This study focuses on the influence of mixing energy on the solid-state behavior and clay fraction threshold of nanocomposites. Thus, three polyamide12/clay (PA12/C30B®) nanocomposites exhibiting different nanostructures were prepared from three sets of processing conditions. Then, thermal and dynamical viscoelastic properties of these nanocomposites were analyzed, in relationship with the material nanostructure and processing conditions. For the first time, the solid-state properties of the nanocomposites revealed the existence of a critical specific mixing mechanical energy. Below this critical value, an increase of mechanical energy refines the structure, improving some end-use properties of the nanocomposite. Above this value, a high mixing energy supply is necessary in order to significantly modify the structure. They also highlighted that the clay fraction threshold, which is commonly attributed to the formation of a three-dimensional percolated network, decreases with increasing specific mixing energy, less significantly when this energy is superior to its critical value.
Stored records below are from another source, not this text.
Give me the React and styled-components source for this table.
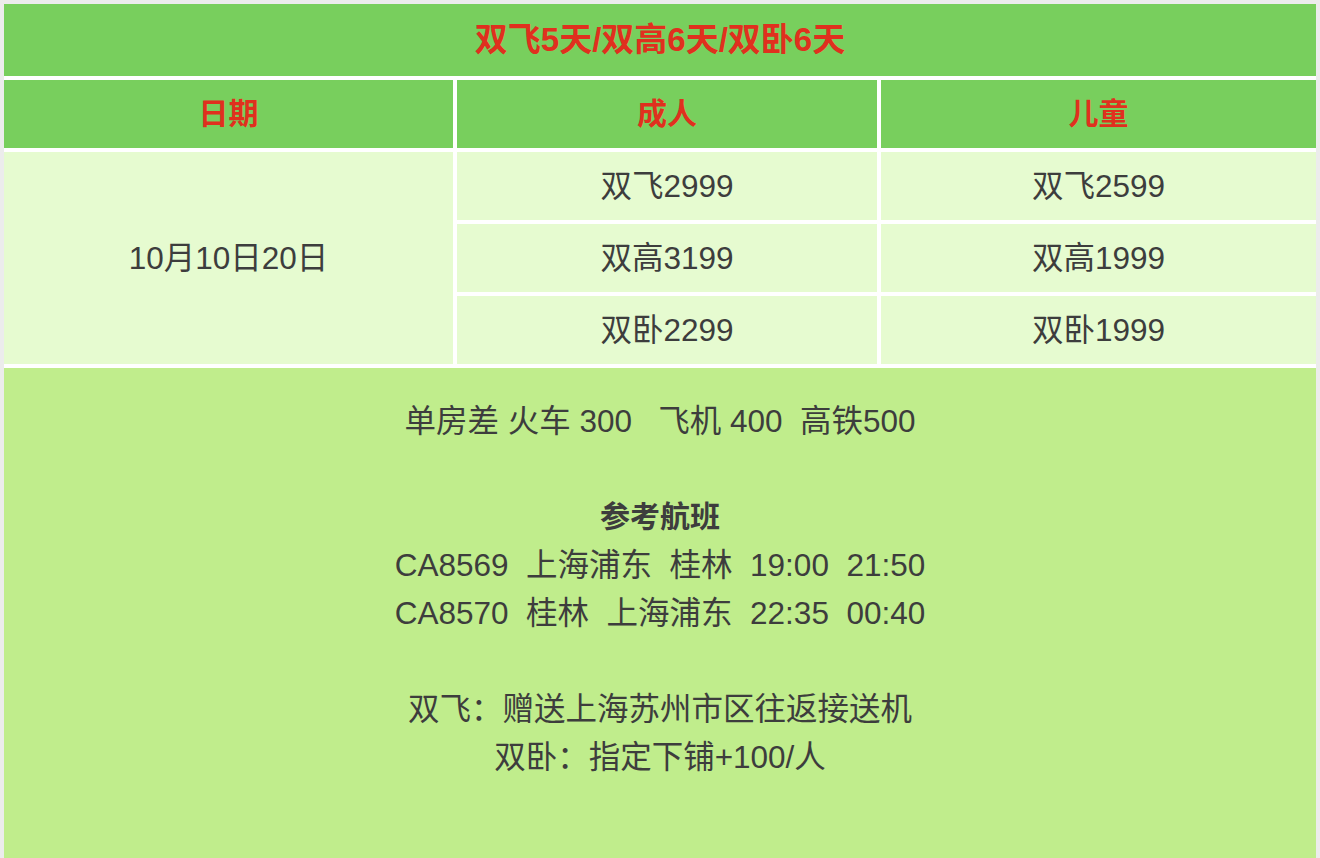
import React from 'react';
import styled, { createGlobalStyle } from 'styled-components';

const GlobalStyle = createGlobalStyle`
  html, body {
    margin: 0;
    padding: 0;
    background: #ececec;
  }
  body {
    font-family: "Liberation Sans", Arial, "Noto Sans CJK SC", sans-serif;
  }
`;

const Page = styled.div`
  padding: 4px;
`;

const Table = styled.table`
  width: 100%;
  border-collapse: separate;
  border-spacing: 0;
  background: #ffffff;
  table-layout: fixed;
`;

const Cell = styled.td`
  padding: 0;
  box-sizing: border-box;
  height: 72px;
  text-align: center;
  vertical-align: middle;
  font-size: 31.5px;
  line-height: 1.15;
  color: #3d3d3d;
  background: #e6fbd0;
  border-left: ${(p) => (p.$first ? 0 : 4)}px solid #fff;
  border-top: ${(p) => (p.$top ? 0 : 4)}px solid #fff;
`;

const HeadCell = styled(Cell).attrs({ as: 'th' })`
  color: #e0301e;
  font-weight: bold;
  font-size: ${(p) => p.$size || 30}px;
  background: #78cf5d;
`;

const NoteCell = styled.td`
  padding: 29px 0 60px;
  border-top: 4px solid #fff;
  background: #c0ed8c;
  text-align: center;
  color: #3d3d3d;
  font-size: 31.5px;
  line-height: 48px;
`;

const Line = styled.div`
  white-space: pre;
  font-weight: ${(p) => (p.$bold ? 'bold' : 'normal')};
  font-size: ${(p) => (p.$bold ? 30 : 31.5)}px;
  min-height: 48px;
`;

const prices = [
  ['双飞2999', '双飞2599'],
  ['双高3199', '双高1999'],
  ['双卧2299', '双卧1999'],
];

const notes = [
  { t: '单房差 火车 300   飞机 400  高铁500' },
  { t: '' },
  { t: '参考航班', bold: true },
  { t: 'CA8569  上海浦东  桂林  19:00  21:50' },
  { t: 'CA8570  桂林  上海浦东  22:35  00:40' },
  { t: '' },
  { t: '双飞：赠送上海苏州市区往返接送机' },
  { t: '双卧：指定下铺+100/人' },
  { t: '' },
];

const App = () => {
  return (
    <Page>
      <GlobalStyle />
      <Table>
        <colgroup>
          <col style={{ width: 449 }} />
          <col style={{ width: 424 }} />
          <col style={{ width: 439 }} />
        </colgroup>
        <tbody>
          <tr>
            <HeadCell colSpan={3} $first $top $size={33}>
              双飞5天/双高6天/双卧6天
            </HeadCell>
          </tr>
          <tr>
            <HeadCell $first>日期</HeadCell>
            <HeadCell>成人</HeadCell>
            <HeadCell>儿童</HeadCell>
          </tr>
          {prices.map((row, i) => (
            <tr key={i}>
              {i === 0 && (
                <Cell rowSpan={3} $first>
                  10月10日20日
                </Cell>
              )}
              <Cell>{row[0]}</Cell>
              <Cell>{row[1]}</Cell>
            </tr>
          ))}
          <tr>
            <NoteCell colSpan={3}>
              {notes.map((n, i) => (
                <Line key={i} $bold={n.bold}>
                  {n.t}
                </Line>
              ))}
            </NoteCell>
          </tr>
        </tbody>
      </Table>
    </Page>
  );
};

export default App;
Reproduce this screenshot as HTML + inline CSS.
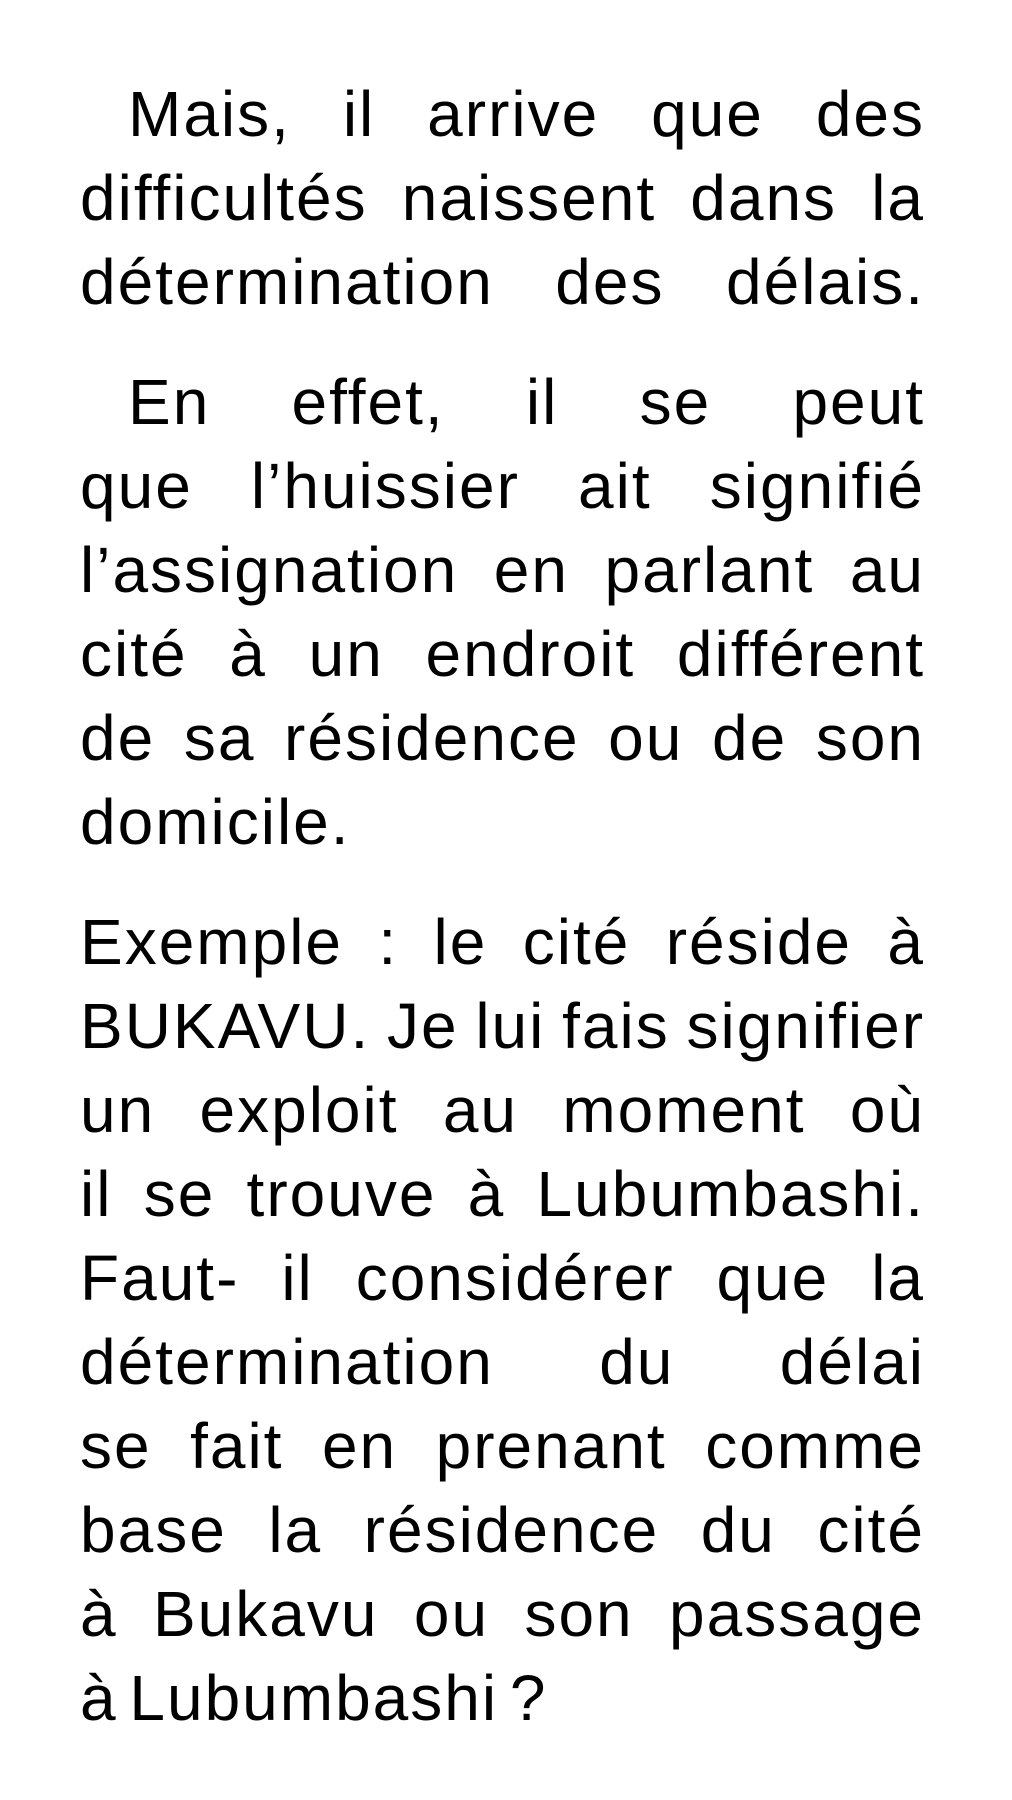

Keywords: mixing energy; nanocomposites; organoclay; polyamide; solid-state properties

Acknowledgments

The authors thank Ludovic Teffo from the University of Brest and Emmanuel Penaud from the University of Tours for preparing PA12/C30B® specimens used in the dynamical mechanical thermal analysis tests. They also thank the Centre d’Etude et de Recherche sur les Matériaux Elastomères (CERMEL) of the Université François-Rabelais de Tours (37000), France, for the technical help provided.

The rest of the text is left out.